The first stop was the zoo. Why the zoo? Because I didn't know where else to go... the Eva Peron museum does not interest me in the least. The zoo was actually quite nice, and it was so far the only green space in Argentina that wasn't filled with people making out. Something to do with everyone lives with their parents so they go to parks to make out. Anyhow, back to the zoo, pronounced sue in Argentina. They had lions, and tigers and bears, OH MY!. sorry. All the cages seemed quite small but I guess that is the case for most zoos. One cool thing was you could feed all the herbivores. But describing a zoo is a little pointless, so here are some pictures.


Wannabe Beavers



Glub Glub



Hip-hop-anonymous?



My Fellow Canadians


On another day I made my was to the Recoletta Cemetery. This is where are the rich Argentinean families are buried. This is also the resting place of Eva Peron, however, here tomb is nothing really interesting so I have no pictures of that. And yes Sarah, there were some flowers there. Over all, the cemetery is quite impressive. Many of the tombs span multiple generation, some have fallen into disrepair, and others are still kept immaculate.
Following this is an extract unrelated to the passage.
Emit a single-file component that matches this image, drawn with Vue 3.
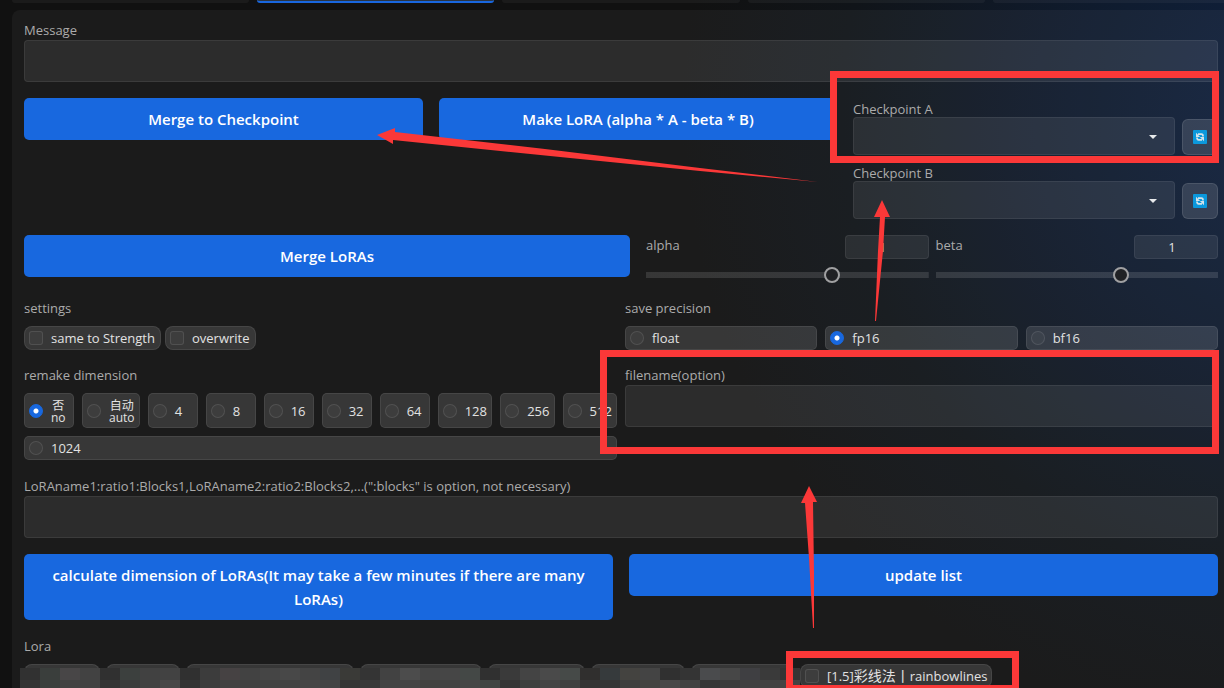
<script setup>
import { ref } from 'vue'

const tabs = [false, true, false, false, false]
const checkpoints = ['A', 'B']
const sliders = [
  { id: 'alpha', value: ref(1) },
  { id: 'beta', value: ref(1) },
]
const settings = ['same to Strength', 'overwrite']
const precisions = ['float', 'fp16', 'bf16']
const precision = ref('fp16')
const dimensions = [
  { value: 'no', zh: '否' },
  { value: 'auto', zh: '自动' },
  ...['4', '8', '16', '32', '64', '128', '256', '512', '1024'].map((value) => ({ value })),
]
const dimension = ref('no')

const hiddenLoras = [76, 74, 168, 122, 97, 94, 103]
const mosaicTop =
  '313131 3a3e3c 484647 424242 303030 3c403e 414141 424242 303030 3c3c3c 464243 424242 454545 484848 444444 404244 3a3a37 343434 424242 4c4c4c 454545 464646 444846 303030 3a3a3a 444444 4a4a4a 464a48 302f2e 363a3c 444340 444444 303030 343434 4a4b4d 474747 3f3f42 3a3a3a 343434'.split(' ')
const mosaicBottom =
  '343434 3b3f3d 424242 424242 343434 3b3b3b 424242 484848 333333 3d3d3d 414141 404040 424242 424242 464646 444444 343434 393939 444444 444444 434240 424242 464646 414543 343434 3c403e 444444 404040 343434 343434 3e3e3e 444340 484848 424242 353535 3b3b3b 404040 424242 444444'.split(' ')
const tiles = [...mosaicTop, ...mosaicBottom]
</script>

<template>
  <main class="page">
    <nav class="tabs" aria-label="Sections">
      <span v-for="(active, i) in tabs" :key="i" class="tab" :class="{ active }"></span>
    </nav>

    <section class="panel">
      <div class="field">
        <label class="label" for="message">Message</label>
        <input id="message" class="box" type="text" />
      </div>

      <div class="row merge">
        <button class="primary" type="button">Merge to Checkpoint</button>
        <button class="primary" type="button">Make LoRA (alpha * A - beta * B)</button>
        <div class="checkpoints">
          <div v-for="c in checkpoints" :key="c" class="field checkpoint">
            <label class="label" :for="'checkpoint' + c">Checkpoint {{ c }}</label>
            <div class="picker">
              <div class="drop">
                <select :id="'checkpoint' + c" class="box select"></select>
                <svg class="caret" viewBox="0 0 8 4" aria-hidden="true"><path d="M0 0h8L4 4z" /></svg>
              </div>
              <button class="refresh" type="button" :aria-label="'Refresh checkpoint ' + c">
                <svg viewBox="0 0 14 14" aria-hidden="true">
                  <rect width="14" height="14" rx="1" fill="#0b98dc" />
                  <path d="M5 4.2H8.4Q10 4.2 10 6.4M9 9.8H5.6Q4 9.8 4 7.6" fill="none" stroke="#d3e2ea" stroke-width="1.8" />
                  <path d="M3 2.8v4.1h4.1zM11 11.2V7.1H6.9z" fill="#d3e2ea" />
                </svg>
              </button>
            </div>
            <div v-if="c === 'A'" class="mark mark-checkpoint"></div>
          </div>
        </div>
      </div>

      <div class="row loras">
        <button class="primary" type="button">Merge LoRAs</button>
        <div class="sliders">
          <div v-for="s in sliders" :key="s.id" class="slider">
            <div class="slider-head">
              <label :for="s.id">{{ s.id }}</label>
              <input v-model="s.value.value" class="box number" type="text" :aria-label="s.id + ' value'" />
            </div>
            <input :id="s.id" v-model="s.value.value" class="range" type="range" min="-1" max="2" step="0.1" />
          </div>
        </div>
      </div>

      <div class="row halves">
        <fieldset>
          <legend>settings</legend>
          <div class="chips tight">
            <label v-for="s in settings" :key="s" class="chip round">
              <input type="checkbox" /><span>{{ s }}</span>
            </label>
          </div>
        </fieldset>
        <fieldset>
          <legend>save precision</legend>
          <div class="chips equal">
            <label v-for="p in precisions" :key="p" class="chip">
              <input v-model="precision" type="radio" name="precision" :value="p" /><span>{{ p }}</span>
            </label>
          </div>
        </fieldset>
      </div>

      <div class="row halves dimension">
        <fieldset>
          <legend>remake dimension</legend>
          <div class="chips grow">
            <label v-for="d in dimensions" :key="d.value" class="chip">
              <input v-model="dimension" type="radio" name="dimension" :value="d.value" />
              <span :class="{ stacked: d.zh }"><span v-if="d.zh" class="zh">{{ d.zh }}</span>{{ d.value }}</span>
            </label>
          </div>
        </fieldset>
        <div class="field filename">
          <label class="label" for="filename">filename(option)</label>
          <input id="filename" class="box" type="text" />
          <div class="mark mark-filename"></div>
        </div>
      </div>

      <div class="field">
        <label class="label" for="blocks">LoRAname1:ratio1:Blocks1,LoRAname2:ratio2:Blocks2,...(":blocks" is option, not necessary)</label>
        <input id="blocks" class="box" type="text" />
      </div>

      <div class="row actions">
        <button class="primary" type="button">calculate dimension of LoRAs(It may take a few minutes if there are many LoRAs)</button>
        <button class="primary" type="button">update list</button>
      </div>

      <fieldset class="lora">
        <legend>Lora</legend>
        <div class="lora-list">
          <span v-for="(w, i) in hiddenLoras" :key="i" class="chip round covered" :style="{ width: w + 'px' }"></span>
          <label class="chip round visible">
            <input type="checkbox" /><span>[1.5]<span class="cjk">彩线法丨</span>rainbowlines</span>
            <span class="mark mark-lora"></span>
          </label>
          <div class="mosaic" aria-hidden="true">
            <i v-for="(t, i) in tiles" :key="i" :style="{ background: '#' + t }"></i>
          </div>
        </div>
      </fieldset>
    </section>

    <svg class="arrows" viewBox="0 0 1224 688" preserveAspectRatio="none" aria-hidden="true">
      <path d="M377 135l18-7v4l150 17 155 19 118 14-118-11-140-14-167-17v4z" />
      <path d="M882 200l8 17h-5l-2 34-7 70h-1l3-70 2-34h-6z" />
      <path d="M809 486l8 16h-4l1 70v56h-1l-4-70-4-55h-4z" />
    </svg>
  </main>
</template>

<style>
html,
body {
  margin: 0;
  background: #111;
}
</style>

<style scoped>
* {
  box-sizing: border-box;
}
.page {
  position: relative;
  height: 100vh;
  overflow: hidden;
  background: radial-gradient(circle at 108% 16%, #102242 0, #0f1c30 220px, #101419 480px, #111 640px);
  color: #e2e2e2;
  font: 13px/20px "Open Sans", "Noto Sans CJK SC", sans-serif;
  display: flex;
  flex-direction: column;
}
button,
input,
select {
  font: inherit;
  color: inherit;
  margin: 0;
}
.tabs {
  display: flex;
  gap: 8px;
  flex: none;
  height: 3px;
  margin: 0 -6px 7px 12px;
}
.tab {
  flex: 1;
  background: rgba(255, 255, 255, 0.045);
  border-radius: 0 0 4px 4px;
}
.tab.active {
  background: #2c3440;
  border-bottom: 2px solid #1967df;
}
.panel {
  flex: 1 0 auto;
  margin-left: 12px;
  padding: 10px 6px 0 12px;
  background: rgba(255, 255, 255, 0.043);
  border-radius: 8px 0 0 0;
  display: flex;
  flex-direction: column;
  gap: 16px;
}
.field {
  display: flex;
  flex-direction: column;
  position: relative;
}
.label,
legend,
.slider-head label {
  color: #ababab;
  line-height: 20px;
}
.box {
  width: 100%;
  height: 42px;
  border: 1px solid rgba(255, 255, 255, 0.07);
  border-radius: 4px;
  background: rgba(255, 255, 255, 0.078);
  padding: 0 8px;
}
.row {
  display: grid;
  align-items: start;
}
.primary {
  min-height: 42px;
  padding: 9px 16px;
  border: 0;
  border-radius: 5px;
  background: #1868df;
  color: #fff;
  font-size: 15px;
  font-weight: 600;
  line-height: 24px;
}
.merge {
  grid-template-columns: 399fr 398fr 365fr;
  gap: 16px;
}
.checkpoints {
  display: flex;
  flex-direction: column;
  gap: 6px;
  padding-top: 1px;
}
.checkpoint .label {
  margin-bottom: -2px;
}
.checkpoint .label {
  line-height: 20px;
}
.filename .label {
  line-height: 19px;
}
.picker {
  display: flex;
  align-items: flex-end;
  gap: 7px;
  padding-top: 0;
}
.checkpoint + .checkpoint {
  padding-top: 2px;
}
.drop {
  position: relative;
  flex: 1;
}
.select {
  display: block;
  height: 38px;
  appearance: none;
}
.caret {
  position: absolute;
  right: 18px;
  top: 18px;
  width: 8px;
  height: 4px;
  fill: #e8eaec;
}
.refresh {
  width: 36px;
  height: 36px;
  padding: 0;
  border: 1px solid rgba(255, 255, 255, 0.1);
  border-radius: 6px;
  background: rgba(255, 255, 255, 0.13);
  display: grid;
  place-items: center;
}
.refresh svg {
  width: 14px;
  height: 14px;
}
.loras {
  grid-template-columns: 606fr 572fr;
  gap: 16px;
}
.sliders {
  display: grid;
  grid-template-columns: 1fr 1fr;
  gap: 7px;
}
.slider-head {
  display: flex;
  justify-content: space-between;
  align-items: flex-start;
  height: 32px;
}
.number {
  width: 84px;
  height: 24px;
  padding: 0 16px 0 8px;
  text-align: center;
}
.range {
  display: block;
  width: 100%;
  height: 16px;
  appearance: none;
  background: linear-gradient(rgba(255, 255, 255, 0.12), rgba(255, 255, 255, 0.12)) center / 100% 6px no-repeat;
  border-radius: 3px;
}
.range::-webkit-slider-thumb {
  appearance: none;
  width: 16px;
  height: 16px;
  border: 2px solid #a0a0a2;
  border-radius: 50%;
  background: #202124;
}
.halves {
  grid-template-columns: 1fr 1fr;
  gap: 8px;
}
.actions {
  grid-template-columns: 1fr 1fr;
  gap: 16px;
}
fieldset {
  min-width: 0;
  margin: 0;
  padding: 0;
  border: 0;
}
legend {
  padding: 0;
  margin-bottom: 8px;
}
.halves legend {
  line-height: 19px;
}
.chips {
  display: flex;
  flex-wrap: wrap;
  gap: 8px;
}
.chips.tight {
  gap: 4px;
}
.equal .chip {
  flex: 1;
}
.chip {
  display: flex;
  align-items: center;
  gap: 8px;
  min-height: 24px;
  padding: 0 4px;
  border: 1px solid rgba(255, 255, 255, 0.08);
  border-radius: 5px;
  background: rgba(255, 255, 255, 0.125);
  line-height: 20px;
  white-space: nowrap;
}
.chip.round {
  border-radius: 8px;
}
.tight .chip {
  padding-right: 5px;
}
.grow .chip {
  flex: 1 0 auto;
  min-width: 50px;
}
.chip input {
  appearance: none;
  flex: none;
  width: 14px;
  height: 14px;
  border: 1px solid rgba(255, 255, 255, 0.1);
  border-radius: 3px;
  background: rgba(255, 255, 255, 0.03);
}
.chip input[type='radio'] {
  border-radius: 50%;
}
.chip input:checked {
  border-color: #1868df;
  background: radial-gradient(circle, #fff 0 2px, #1868df 3px);
}
.stacked {
  font-size: 12px;
  line-height: 12px;
  text-align: center;
  padding: 6px 0 3px;
}
.zh {
  display: block;
}
.cjk {
  font-size: 14px;
}
.lora-list {
  position: relative;
  display: flex;
  gap: 6px;
}
.covered {
  flex: none;
}
.visible {
  position: relative;
}
.mosaic {
  position: absolute;
  left: -4px;
  top: 4px;
  display: grid;
  grid-template-columns: repeat(39, 20px);
  grid-template-rows: 12px 20px;
}
.mark {
  position: absolute;
  border: 7px solid #fb3838;
  pointer-events: none;
  z-index: 2;
}
.mark-checkpoint {
  inset: -28px -1px -8px -23px;
}
.mark-filename {
  inset: -16px -1px -27px -25px;
}
.mark-lora {
  inset: -14px -28px -5px -15px;
}
.arrows {
  position: absolute;
  inset: 0;
  width: 100%;
  height: 100%;
  fill: #fb3838;
  pointer-events: none;
}
</style>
All the entrances lead to underground burial areas. Everything above ground is just for show.


The Witch-king of Angmar



Reflecting on death



Ever watchful



He was a humble man...



The taller your tombstone, the less distance to heaven.
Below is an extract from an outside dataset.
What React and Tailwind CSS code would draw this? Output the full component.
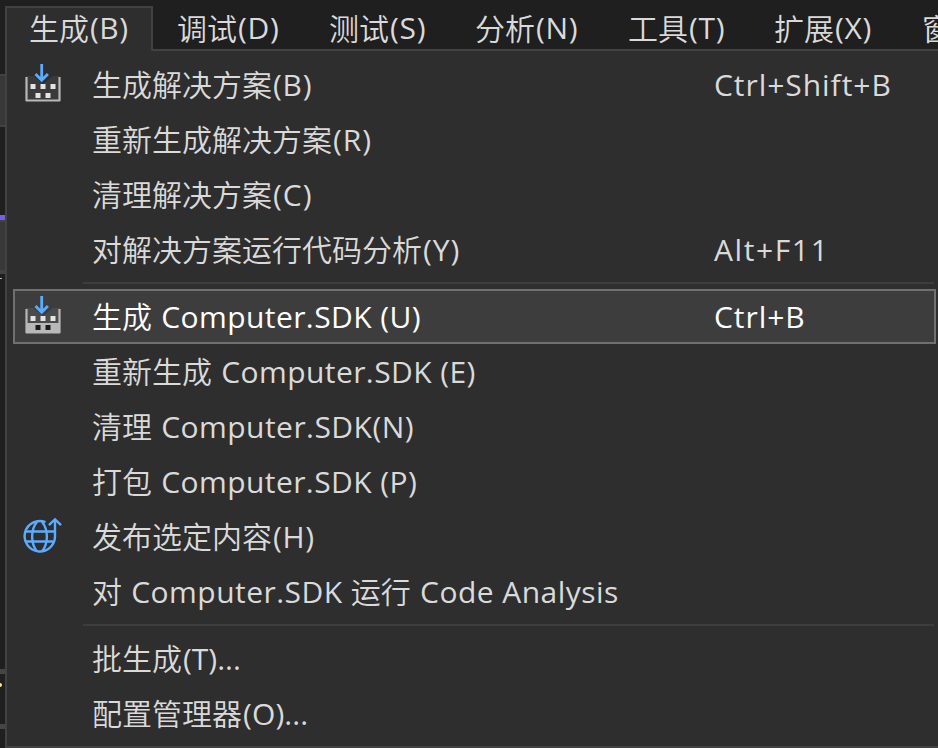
const latin = "font-['Open_Sans','Noto_Sans_CJK_SC',sans-serif] font-[370]";

// Splits a label so that Chinese and Latin runs can use their own font and tracking.
function Label({ text, spacing = 0.7 }) {
  const runs = text.match(/[\u4e00-\u9fff]+|[^\u4e00-\u9fff]+/g);
  return (
    <span className="flex whitespace-pre">
      {runs.map((run, i) =>
        /[\u4e00-\u9fff]/.test(run) ? (
          <span key={i} className="-mt-px mr-px font-['Noto_Sans_CJK_SC',sans-serif] font-[350]">{run}</span>
        ) : (
          <span key={i} className={latin} style={{ letterSpacing: spacing }}>{run}</span>
        )
      )}
    </span>
  );
}

function BuildIcon({ solid }) {
  return (
    <svg className="-mt-px block h-[40px] w-[40px]" viewBox="0 0 40 40" fill="none">
      <path d="M3 12v24h34V12H30L20 20 10 12z" fill={solid ? "#4b4b4b" : "#3a3a3a"} />
      {solid && <path d="M3 27h34v10H3z" fill="#b8b8b8" />}
      <path d="M3.5 13v23.5h33V13" stroke="#b8b8b8" strokeWidth="2.2" strokeLinejoin="round" />
      <path d="M7.500 20h5v5h-5zM17.500 20h5v5h-5zM27.500 20h5v5h-5z" fill="#e4e4e4" />
      <path d="M12.500 29h5v5h-5zM22.500 29h5v5h-5z" fill={solid ? "#1b1b1b" : "#e4e4e4"} />
      <path d="M18.700 0v16M12.500 10l6.200 6.200 6.200-6.200" stroke="#5bacff" strokeWidth="2.8" />
    </svg>
  );
}

function PublishIcon() {
  return (
    <svg className="-mt-px block h-[40px] w-[40px]" viewBox="0 0 40 40" fill="none" stroke="#5bacff" strokeWidth="2.4">
      <path d="M22.5 6.200A15.200 15.200 0 1 0 32 20.500V4" />
      <path d="M2.800 15.500H32M2.800 25.500h28M14 5.800c-6.500 8-6.500 22 0 29.500M19 5.800c6.500 8 6.500 22 0 29.500" />
      <path d="M25.900 9.200L32 3.400l6.100 5.800" />
    </svg>
  );
}

function Item({ text, shortcut, icon, active, spacing, keySpacing }) {
  return (
    <div
      className={`flex h-[55px] items-center text-[30px] leading-[55px] ${
        active
          ? "ml-[6px] mr-[2px] border-[2px] border-[#707070] bg-[#3d3d3d] pl-[8px] text-white"
          : "pl-[16px] text-[#dadada]"
      }`}
    >
      <span className="w-[69px] shrink-0">{icon}</span>
      <span className="w-[622px] shrink-0"><Label text={text} spacing={spacing} /></span>
      {shortcut && <Label text={shortcut} spacing={keySpacing} />}
    </div>
  );
}

function Separator() {
  return <div className="ml-[76px] mr-[4px] h-[2px] bg-[#3d3d3d]" />;
}

const menus = [
  ["调试(D)", "w-[152px]"],
  ["测试(S)", "w-[146px]"],
  ["分析(N)", "w-[153px]"],
  ["工具(T)", "w-[146px]"],
  ["扩展(X)", "w-[148px]"],
  ["窗口(W)", "w-[150px]"],
];

function EditorEdge() {
  return (
    <div className="flex h-[748px] w-[5px] shrink-0 flex-col overflow-hidden bg-[#1f1f1f]">
      <div className="h-[74px] shrink-0" />
      <div className="h-[53px] shrink-0 border-y-[2px] border-[#424242] bg-[#383838]" />
      <div className="h-[88px] shrink-0" />
      <div className="h-[5px] shrink-0 bg-[#7160e8]" />
      <div className="h-[54px] shrink-0 border-t-[2px] border-b-[4px] border-[#424242] bg-[#383838]" />
      <div className="mt-[4px] h-px w-[2px] shrink-0 bg-[#b8b8a8]" />
      <div className="mt-[390px] h-[5px] shrink-0 bg-[#464646]" />
      <div className="mt-[9px] h-[4px] w-[2px] shrink-0 rounded-r bg-[#ffe78f]" />
      <div className="mt-[37px] h-[5px] shrink-0 bg-[#464646]" />
    </div>
  );
}

export default function App() {
  return (
    <div className="flex h-[748px] w-[938px] overflow-hidden bg-[#1f1f1f]">
      <EditorEdge />
      <div className="flex w-[933px] shrink-0 flex-col">
        <div className="flex h-[51px] shrink-0 overflow-hidden pt-[6px] text-[30px] leading-[40px] text-[#dadada]">
          <div className="h-[45px] w-[148px] shrink-0 border-x-[2px] border-t-[2px] border-[#424242] bg-[#2e2e2e] pl-[22px]">
            <Label text="生成(B)" spacing={0.5} />
          </div>
          <div className="flex h-[45px] shrink-0 border-b-[2px] border-[#424242] pl-[24px] pt-[2px]">
            {menus.map(([text, width]) => (
              <div key={text} className={`${width} shrink-0`}><Label text={text} /></div>
            ))}
          </div>
        </div>
        <div className="flex h-[697px] flex-col border-b-[2px] border-l-[2px] border-[#424242] bg-[#2e2e2e] pt-[6px]">
          <Item text="生成解决方案(B)" shortcut="Ctrl+Shift+B" icon={<BuildIcon />} keySpacing={0.95} />
          <Item text="重新生成解决方案(R)" spacing={1} />
          <Item text="清理解决方案(C)" spacing={1} />
          <Item text="对解决方案运行代码分析(Y)" shortcut="Alt+F11" keySpacing={1.6} spacing={1} />
          <div className="pb-[5px] pt-[5px]"><Separator /></div>
          <Item text="生成 Computer.SDK (U)" shortcut="Ctrl+B" icon={<BuildIcon solid />} active keySpacing={0.95} spacing={0.42} />
          <Item text="重新生成 Computer.SDK (E)" spacing={0.42} />
          <Item text="清理 Computer.SDK(N)" spacing={0.45} />
          <Item text="打包 Computer.SDK (P)" spacing={0.42} />
          <Item text="发布选定内容(H)" icon={<PublishIcon />} />
          <Item text="对 Computer.SDK 运行 Code Analysis" spacing={0.46} />
          <div className="pb-[5px] pt-[5px]"><Separator /></div>
          <Item text="批生成(T)..." spacing={0} />
          <Item text="配置管理器(O)..." spacing={0.1} />
        </div>
      </div>
    </div>
  );
}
Last but not least I visited the Botanical Gardens. The the former places, the gardens were easily identifiable on my tourist map... as well as close to a subway station. Not much to say about them, there was various forms of plants and stuff. Oh yeah, and there were cats... lots of cats.


Lady of the Lake



Did I mention the cats?



Plants of the non-stone-throwing variety.


Well that's it. Big City, not much to take pictures of. Still haven't rented that bike yet. I was going to tomorrow, but I have to go back to the Brazilian Consulate because they wanted proof that I was even going to Brazil. Apparently the fact that my flight home departs from Brazil isn't good enough. They need my bus ticket to Brazil. See everyone in 3 weeks!